Global Economy Expert

Timothy Taylor is an American economist. He is managing editor of the Journal of Economic Perspectives, a quarterly academic journal produced at Macalester College and published by the American Economic Association. Taylor received his Bachelor of Arts degree from Haverford College and a master's degree in economics from Stanford University. At Stanford, he was winner of the award for excellent teaching in a large class (more than 30 students) given by the Associated Students of Stanford University.

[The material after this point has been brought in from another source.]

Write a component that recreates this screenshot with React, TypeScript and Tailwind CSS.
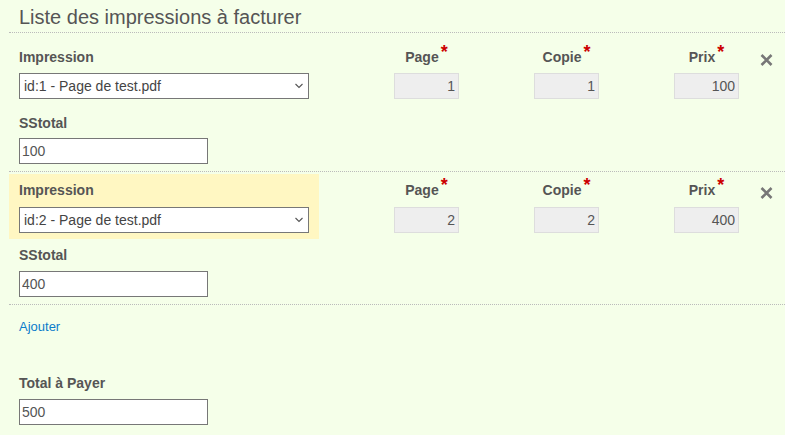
import type { ReactNode } from "react";

type Line = {
  id: number;
  page: number;
  copie: number;
  prix: number;
  highlight?: boolean;
};

const lines: Line[] = [
  { id: 1, page: 1, copie: 1, prix: 100 },
  { id: 2, page: 2, copie: 2, prix: 400, highlight: true },
];

function Label({ children }: { children: ReactNode }) {
  return (
    <div className="h-[18px] text-[14px] font-bold leading-[18px] text-[#555]">
      {children}
    </div>
  );
}

function Required({ label }: { label: string }) {
  return (
    <div className="flex h-[18px] items-start justify-center text-[14px] font-bold leading-[18px] text-[#555]">
      <span>{label}</span>
      <span className="ml-[2px] -mt-[5px] text-[18px] font-bold leading-[18px] text-[#c00]">*</span>
    </div>
  );
}

function TextInput({ value }: { value: string | number }) {
  return (
    <input
      readOnly
      value={value}
      className="block h-[26px] w-[189px] border border-[#777] bg-white px-[2px] text-[14px] text-[#555] outline-none"
    />
  );
}

function NumberCol({ label, value, first }: { label: string; value: number; first: boolean }) {
  return (
    <div className="flex w-[140px] justify-end">
      <div className="w-[65px] pt-[7px]">
        <Required label={label} />
        <input
          readOnly
          value={value}
          className={`block h-[26px] w-[65px] border border-[#ddd] bg-[#eee] px-[3px] text-right text-[14px] text-[#555] outline-none ${first ? "mt-[7px]" : "mt-[8px]"}`}
        />
      </div>
    </div>
  );
}

function Row({ line, first }: { line: Line; first: boolean }) {
  return (
    <div className="ml-[9px] border-b border-dotted border-[#bbb]">
      <div className={`flex items-start ${first ? "pt-[8px]" : "pt-[2px]"}`}>
        <div className={`w-[310px] px-[10px] pt-[7px] pb-[6px] ${line.highlight ? "bg-[#fff7c2]" : ""}`}>
          <Label>Impression</Label>
          <div className={`relative w-[290px] ${first ? "mt-[7px]" : "mt-[8px]"}`}>
            <select
              defaultValue={line.id}
              className="block h-[26px] w-[290px] appearance-none border border-[#777] bg-white pl-[4px] pr-[20px] text-[14px] text-[#444] outline-none"
            >
              <option value={line.id}>id:{line.id} - Page de test.pdf</option>
            </select>
            <svg
              className="pointer-events-none absolute right-[6px] top-[10px]"
              width="8"
              height="6"
              viewBox="0 0 8 6"
              fill="none"
            >
              <path d="M0.5 1 L4 4.5 L7.5 1" stroke="#555" strokeWidth="1.1" />
            </svg>
          </div>
        </div>
        <NumberCol label="Page" value={line.page} first={first} />
        <NumberCol label="Copie" value={line.copie} first={first} />
        <NumberCol label="Prix" value={line.prix} first={first} />
        <div className="ml-[21px] pt-[13px]">
          <svg width="13" height="12" viewBox="0 0 13 12">
            <path d="M1.5 1 L11.5 11 M11.5 1 L1.5 11" stroke="#777" strokeWidth="2.6" />
          </svg>
        </div>
      </div>
      <div className={`px-[10px] pb-[7px] ${first ? "pt-[9px]" : "pt-[7px]"}`}>
        <Label>SStotal</Label>
        <div className={first ? "mt-[6px]" : "mt-[7px]"}>
          <TextInput value={line.prix * 1} />
        </div>
      </div>
    </div>
  );
}

export default function App() {
  const total = lines.reduce((s, l) => s + l.prix, 0);
  return (
    <div className="min-h-screen bg-[#f5ffe9] font-['Liberation_Sans',Arial,sans-serif] text-[#555]">
      <div className="ml-[9px] border-b border-dotted border-[#bbb] pl-[10px] pt-[5px] pb-[3px]">
        <h2 className="text-[20px] font-normal leading-[24px] text-[#555]">
          Liste des impressions à facturer
        </h2>
      </div>
      {lines.map((l, i) => (
        <Row key={l.id} line={l} first={i === 0} />
      ))}
      <div className="px-[19px] pt-[13px]">
        <a href="#" className="block w-fit text-[13px] leading-[18px] text-[#0b7ccb]">
          Ajouter
        </a>
        <div className="mt-[38px]">
          <Label>Total à Payer</Label>
          <div className="mt-[7px]">
            <TextInput value={total} />
          </div>
        </div>
      </div>
    </div>
  );
}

At Minnesota, he was named a Distinguished Lecturer by the Department of Economics and voted Teacher of the Year by the master's degree students at the Hubert H. Humphrey Institute of Public Affairs. Taylor has been a guest speaker for groups of teachers of high school economics, visiting diplomats from eastern Europe, talk-radio shows, and community groups. From 1989 to 1997, Professor Taylor wrote an economics opinion column for the San Jose Mercury-News. He has published multiple lectures on economics through The Teaching Company. With Rudolph Penner and Isabel Sawhill, he is co-author of Updating America's Social Contract (2000), whose first chapter provided an early radical centrist perspective, "An Agenda for the Radical Middle". Taylor is also the author of The Instant Economist: Everything You Need to Know About How the Economy Works, published by the Penguin Group in 2012. The fourth edition of Taylor's Principles of Economics textbook was published by Textbook Media in 2017.